A few months ago, I got a call for a Mongodb project that involved Personalization.  First thing I asked was “what is Personalization?  I accepted the project and found out a whole new area of technology that is quickly becoming interwoven into our daily lives.  The best way to explain Personalization is by Use Case.  For example, Amazon recommends items that we might be interested in purchasing based on our demographic, behavioral, browsing and purchasing habits, Facebook sends ads our way based on our past likes and posts.  Netflix recommends movies based on our past viewing habits. All of this was difficult if not impossible with older rigid relational database technologies.  With the rise of open source unstructured database technology, Personalization has come into the mainstream.

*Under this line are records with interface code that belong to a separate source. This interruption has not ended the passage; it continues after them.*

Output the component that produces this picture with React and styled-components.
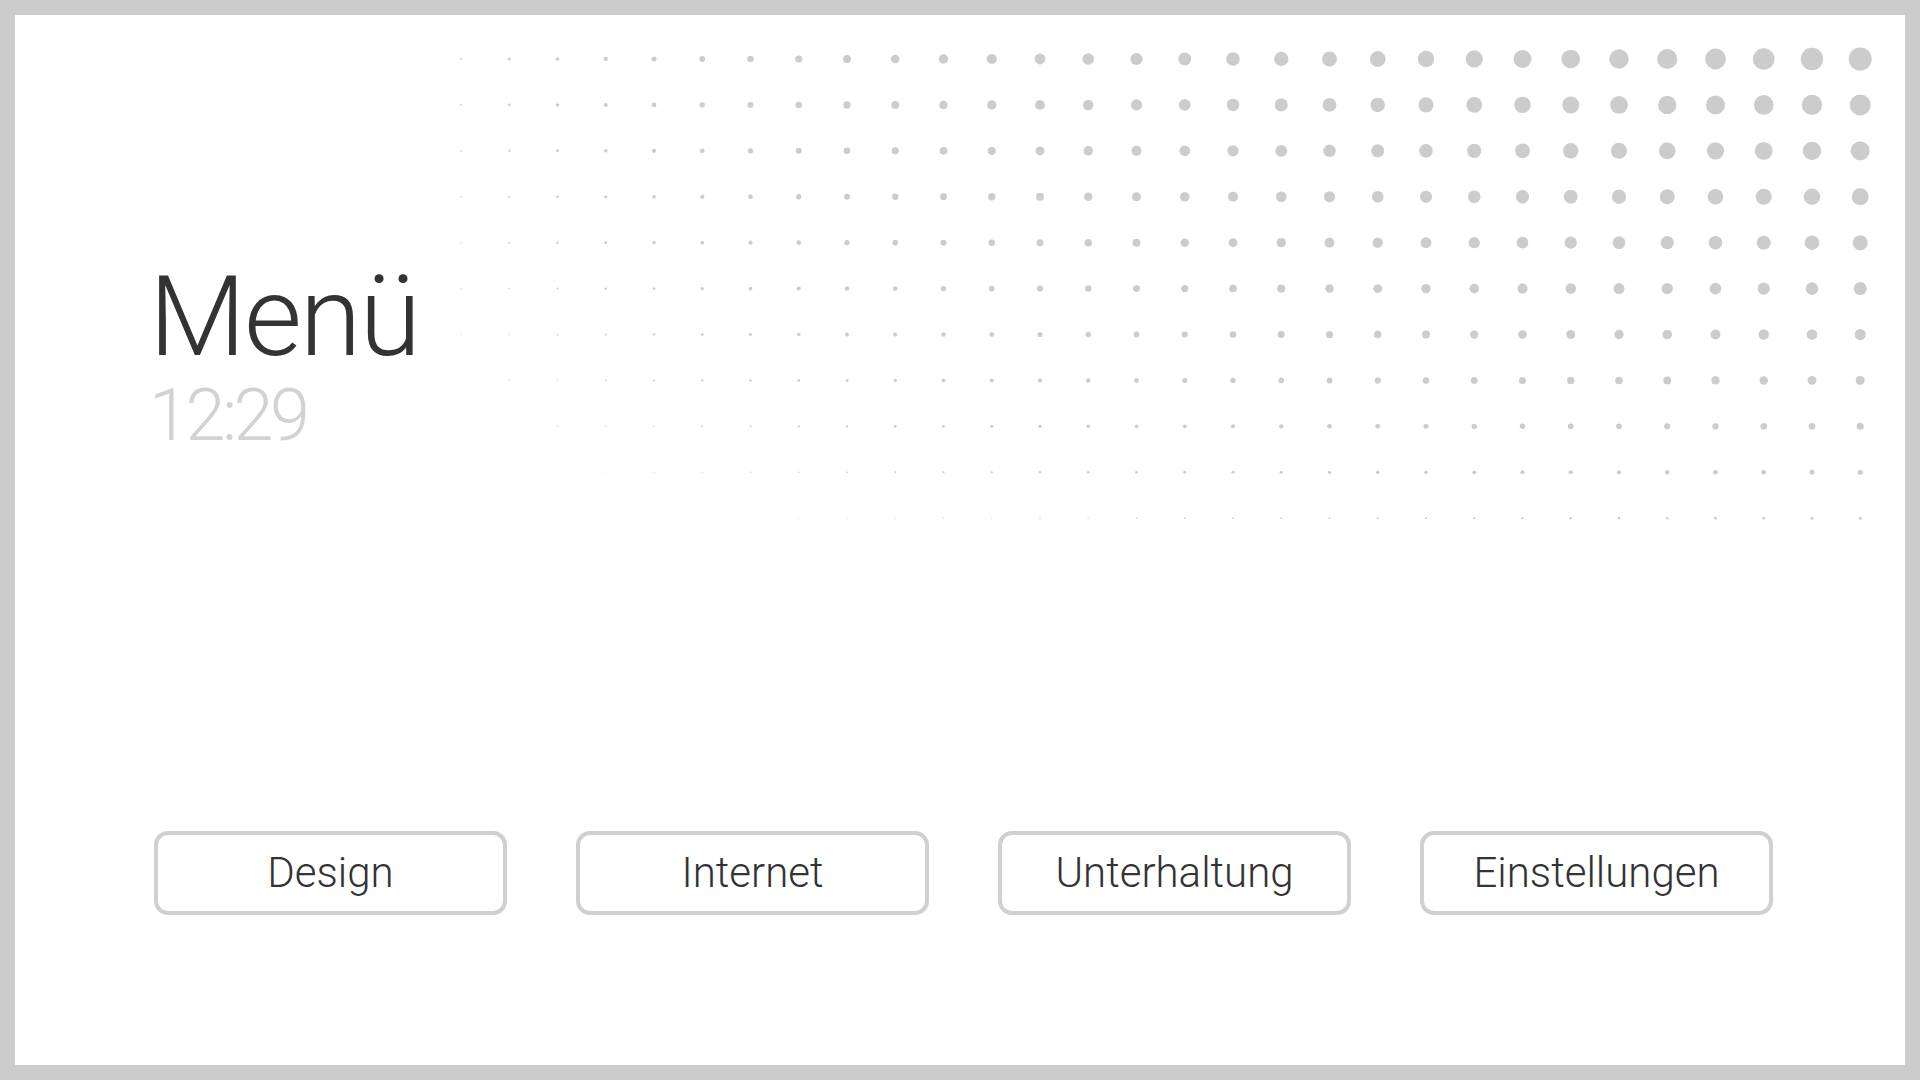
import styled, { createGlobalStyle } from "styled-components";

const GlobalStyle = createGlobalStyle`
  html, body {
    margin: 0;
    padding: 0;
    background: #cccccc;
  }
  * {
    box-sizing: border-box;
  }
`;

const StyledFrame = styled.div`
  width: 100vw;
  height: 100vh;
  padding: 15px;
  background: #cccccc;
`;

const StyledPanel = styled.main`
  display: flex;
  flex-direction: column;
  height: 100%;
  background: #ffffff;
  font-family: Roboto, "Liberation Sans", sans-serif;
`;

const StyledTop = styled.div`
  display: flex;
  justify-content: space-between;
  align-items: flex-start;
`;

const StyledHeading = styled.div`
  display: flex;
  flex-direction: column;
  padding-left: 134px;
  margin-top: 246px;
`;

const StyledTitle = styled.h1`
  margin: 0;
  font-size: 112px;
  line-height: 1;
  font-weight: 300;
  letter-spacing: -2px;
  color: #333333;
`;

const StyledClock = styled.div`
  margin-top: 12px;
  font-size: 72px;
  line-height: 0.86;
  font-weight: 300;
  letter-spacing: -3.5px;
  color: #d2d2d2;
`;

const StyledDots = styled.svg`
  flex-shrink: 0;
  margin-top: 20px;
  margin-right: 21px;
`;

const StyledButtons = styled.nav`
  display: flex;
  gap: 69px;
  margin-top: auto;
  margin-bottom: 150px;
  padding-left: 139px;
`;

const StyledButton = styled.button`
  display: flex;
  align-items: center;
  justify-content: center;
  width: 353px;
  height: 84px;
  padding: 0 0 2px;
  border: 4px solid #d0d0d0;
  border-radius: 14px;
  background: #ffffff;
  font-family: Roboto, "Liberation Sans", sans-serif;
  font-size: 42px;
  font-weight: 300;
  color: #333333;
  cursor: pointer;
`;

const COLS = 30;
const ROWS = 11;
const STEP_X = 48.25;
const STEP_Y = 45.92;
const PAD = 24;

function DotField() {
  const width = PAD * 2 + (COLS - 1) * STEP_X;
  const height = PAD * 2 + (ROWS - 1) * STEP_Y;
  const dots = [];
  for (let r = 0; r < ROWS; r++) {
    for (let c = 0; c < COLS; c++) {
      // c counts columns from the right edge
      const d = (23 - 2 * r) * (1 - c / 32);
      if (d < 0.9) continue;
      dots.push(
        <circle
          key={`${r}-${c}`}
          cx={width - PAD - c * STEP_X}
          cy={PAD + r * STEP_Y}
          r={d / 2}
        />
      );
    }
  }
  return (
    <StyledDots width={width} height={height} viewBox={`0 0 ${width} ${height}`}>
      <g fill="#cccccc">{dots}</g>
    </StyledDots>
  );
}

const items = ["Design", "Internet", "Unterhaltung", "Einstellungen"];

function App() {
  return (
    <>
      <GlobalStyle />
      <StyledFrame>
        <StyledPanel>
          <StyledTop>
            <StyledHeading>
              <StyledTitle>Menü</StyledTitle>
              <StyledClock>12:29</StyledClock>
            </StyledHeading>
            <DotField />
          </StyledTop>
          <StyledButtons>
            {items.map((label) => (
              <StyledButton key={label}>{label}</StyledButton>
            ))}
          </StyledButtons>
        </StyledPanel>
      </StyledFrame>
    </>
  );
}

export default App;
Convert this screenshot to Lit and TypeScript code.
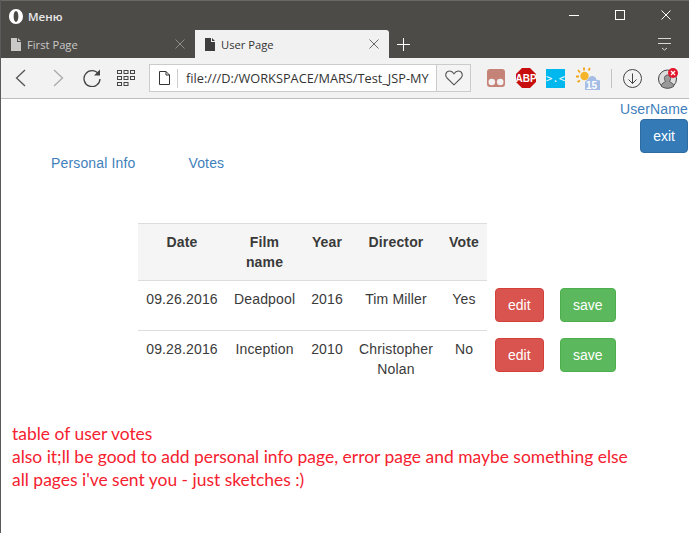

So your CIO may be asking “Why can’t I do this with my existing Relational databases?”   Existing relational databases support transactions which means overhead in ensuring that each transaction is correct.  You wouldn’t want your bank to double deduct a ATM transaction or check incorrectly.  In addition, rigid table structures make it difficult if not impossible to manage diverse data sources and complex data models easily and fast.  In addition, once data grows exponentially, it is impossible to scale horizontally to gain adequate performance making the data usable.  Non structured Open Source databases such as Mongodb can handle complex non structured and various structured data from different data sources easily and can scale horizontally to meet Service level agreements for query response times.

Sitecore (www.Sitecore.com) web site content management software is the latest vendor requiring the use of Mongodb for it’s Personalization functionality and high availability and scalability for global high traffic commercial websites.  Expect many other vendors to make similar announcements and for Personalization to grow as Artificial Intelligence and Machine Learning technology expands into  the real world.